Information shown ->
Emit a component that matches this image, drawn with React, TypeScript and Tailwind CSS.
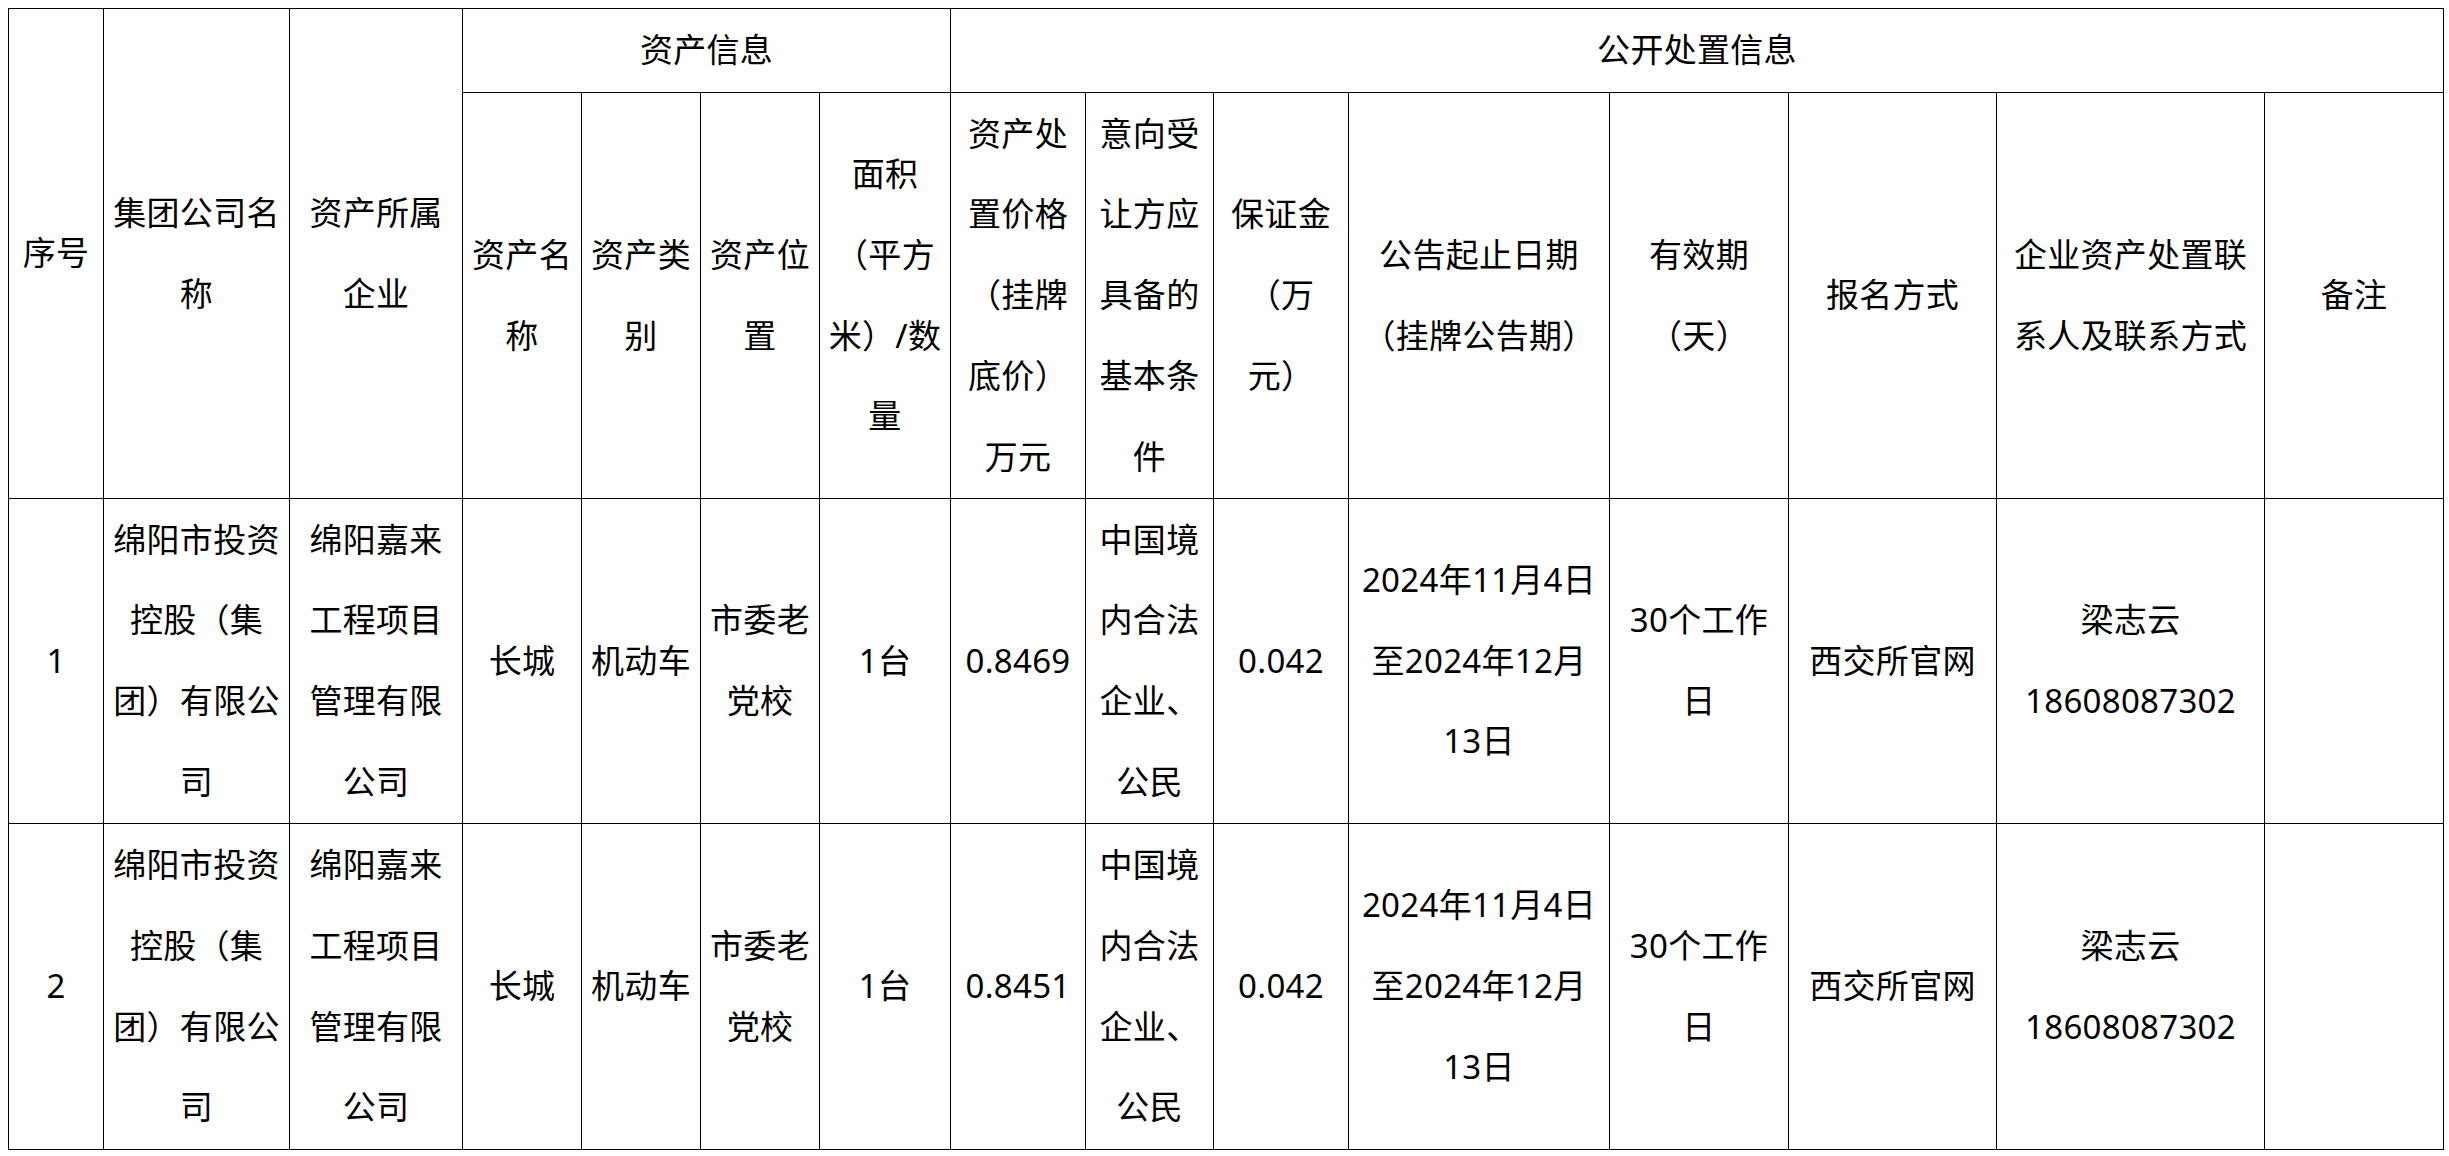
import { ReactNode } from "react";

type Row = {
  no: string;
  group: string;
  company: string;
  name: string;
  kind: string;
  location: string;
  amount: string;
  price: string;
  terms: string;
  deposit: string;
  period: string;
  validity: string;
  signup: string;
  contact: string;
  phone: string;
  note: string;
};

const rows: Row[] = [
  {
    no: "1",
    group: "绵阳市投资控股（集团）有限公司",
    company: "绵阳嘉来工程项目管理有限公司",
    name: "长城",
    kind: "机动车",
    location: "市委老党校",
    amount: "1台",
    price: "0.8469",
    terms: "中国境内合法企业、公民",
    deposit: "0.042",
    period: "2024年11月4日至2024年12月13日",
    validity: "30个工作日",
    signup: "西交所官网",
    contact: "梁志云",
    phone: "18608087302",
    note: "",
  },
  {
    no: "2",
    group: "绵阳市投资控股（集团）有限公司",
    company: "绵阳嘉来工程项目管理有限公司",
    name: "长城",
    kind: "机动车",
    location: "市委老党校",
    amount: "1台",
    price: "0.8451",
    terms: "中国境内合法企业、公民",
    deposit: "0.042",
    period: "2024年11月4日至2024年12月13日",
    validity: "30个工作日",
    signup: "西交所官网",
    contact: "梁志云",
    phone: "18608087302",
    note: "",
  },
];

const Cell = ({
  children,
  className = "",
}: {
  children?: ReactNode;
  className?: string;
}) => (
  <div
    className={`bg-white flex items-center justify-center text-center px-1 ${className}`}
  >
    <div className="w-full">{children}</div>
  </div>
);

const App = () => {
  return (
    <div className="min-h-screen bg-white p-2 text-black">
      <div
        className="grid w-max gap-px bg-black p-px text-[33px] leading-[80.7px] tracking-[0.3px] [text-spacing-trim:space-all] grid-cols-[94px_185px_172px_118px_118px_118px_130px_134px_127px_134px_260px_178px_207px_267px_178px] grid-rows-[83px_405px_324px_325px]"
        style={{ fontFamily: '"Noto Sans", "Noto Sans CJK SC", sans-serif' }}
      >
        {/* Header */}
        <Cell className="row-span-2">序号</Cell>
        <Cell className="row-span-2">集团公司名称</Cell>
        <Cell className="row-span-2">资产所属企业</Cell>
        <Cell className="col-span-4">资产信息</Cell>
        <Cell className="col-span-8">公开处置信息</Cell>

        <Cell>资产名称</Cell>
        <Cell>资产类别</Cell>
        <Cell>资产位置</Cell>
        <Cell>面积（平方米）/数量</Cell>
        <Cell>资产处置价格（挂牌底价）万元</Cell>
        <Cell>意向受让方应具备的基本条件</Cell>
        <Cell>保证金（万元）</Cell>
        <Cell>公告起止日期（挂牌公告期）</Cell>
        <Cell>有效期（天）</Cell>
        <Cell>报名方式</Cell>
        <Cell>企业资产处置联系人及联系方式</Cell>
        <Cell>备注</Cell>

        {/* Body */}
        {rows.map((r) => (
          <div key={r.no} className="contents">
            <Cell>{r.no}</Cell>
            <Cell>{r.group}</Cell>
            <Cell>{r.company}</Cell>
            <Cell>{r.name}</Cell>
            <Cell>{r.kind}</Cell>
            <Cell>{r.location}</Cell>
            <Cell>{r.amount}</Cell>
            <Cell>{r.price}</Cell>
            <Cell>{r.terms}</Cell>
            <Cell>{r.deposit}</Cell>
            <Cell className="px-2">{r.period}</Cell>
            <Cell>{r.validity}</Cell>
            <Cell>{r.signup}</Cell>
            <Cell>
              {r.contact}
              <br />
              {r.phone}
            </Cell>
            <Cell>{r.note}</Cell>
          </div>
        ))}
      </div>
    </div>
  );
};

export default App;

Stated problem ->
Leaving the pictures aside, transcribe the entire listing exactly.

Full output ->
Emit a component that matches this image, drawn with React, TypeScript and Tailwind CSS.
import { ReactNode } from "react";

type Row = {
  no: string;
  group: string;
  company: string;
  name: string;
  kind: string;
  location: string;
  amount: string;
  price: string;
  terms: string;
  deposit: string;
  period: string;
  validity: string;
  signup: string;
  contact: string;
  phone: string;
  note: string;
};

const rows: Row[] = [
  {
    no: "1",
    group: "绵阳市投资控股（集团）有限公司",
    company: "绵阳嘉来工程项目管理有限公司",
    name: "长城",
    kind: "机动车",
    location: "市委老党校",
    amount: "1台",
    price: "0.8469",
    terms: "中国境内合法企业、公民",
    deposit: "0.042",
    period: "2024年11月4日至2024年12月13日",
    validity: "30个工作日",
    signup: "西交所官网",
    contact: "梁志云",
    phone: "18608087302",
    note: "",
  },
  {
    no: "2",
    group: "绵阳市投资控股（集团）有限公司",
    company: "绵阳嘉来工程项目管理有限公司",
    name: "长城",
    kind: "机动车",
    location: "市委老党校",
    amount: "1台",
    price: "0.8451",
    terms: "中国境内合法企业、公民",
    deposit: "0.042",
    period: "2024年11月4日至2024年12月13日",
    validity: "30个工作日",
    signup: "西交所官网",
    contact: "梁志云",
    phone: "18608087302",
    note: "",
  },
];

const Cell = ({
  children,
  className = "",
}: {
  children?: ReactNode;
  className?: string;
}) => (
  <div
    className={`bg-white flex items-center justify-center text-center px-1 ${className}`}
  >
    <div className="w-full">{children}</div>
  </div>
);

const App = () => {
  return (
    <div className="min-h-screen bg-white p-2 text-black">
      <div
        className="grid w-max gap-px bg-black p-px text-[33px] leading-[80.7px] tracking-[0.3px] [text-spacing-trim:space-all] grid-cols-[94px_185px_172px_118px_118px_118px_130px_134px_127px_134px_260px_178px_207px_267px_178px] grid-rows-[83px_405px_324px_325px]"
        style={{ fontFamily: '"Noto Sans", "Noto Sans CJK SC", sans-serif' }}
      >
        {/* Header */}
        <Cell className="row-span-2">序号</Cell>
        <Cell className="row-span-2">集团公司名称</Cell>
        <Cell className="row-span-2">资产所属企业</Cell>
        <Cell className="col-span-4">资产信息</Cell>
        <Cell className="col-span-8">公开处置信息</Cell>

        <Cell>资产名称</Cell>
        <Cell>资产类别</Cell>
        <Cell>资产位置</Cell>
        <Cell>面积（平方米）/数量</Cell>
        <Cell>资产处置价格（挂牌底价）万元</Cell>
        <Cell>意向受让方应具备的基本条件</Cell>
        <Cell>保证金（万元）</Cell>
        <Cell>公告起止日期（挂牌公告期）</Cell>
        <Cell>有效期（天）</Cell>
        <Cell>报名方式</Cell>
        <Cell>企业资产处置联系人及联系方式</Cell>
        <Cell>备注</Cell>

        {/* Body */}
        {rows.map((r) => (
          <div key={r.no} className="contents">
            <Cell>{r.no}</Cell>
            <Cell>{r.group}</Cell>
            <Cell>{r.company}</Cell>
            <Cell>{r.name}</Cell>
            <Cell>{r.kind}</Cell>
            <Cell>{r.location}</Cell>
            <Cell>{r.amount}</Cell>
            <Cell>{r.price}</Cell>
            <Cell>{r.terms}</Cell>
            <Cell>{r.deposit}</Cell>
            <Cell className="px-2">{r.period}</Cell>
            <Cell>{r.validity}</Cell>
            <Cell>{r.signup}</Cell>
            <Cell>
              {r.contact}
              <br />
              {r.phone}
            </Cell>
            <Cell>{r.note}</Cell>
          </div>
        ))}
      </div>
    </div>
  );
};

export default App;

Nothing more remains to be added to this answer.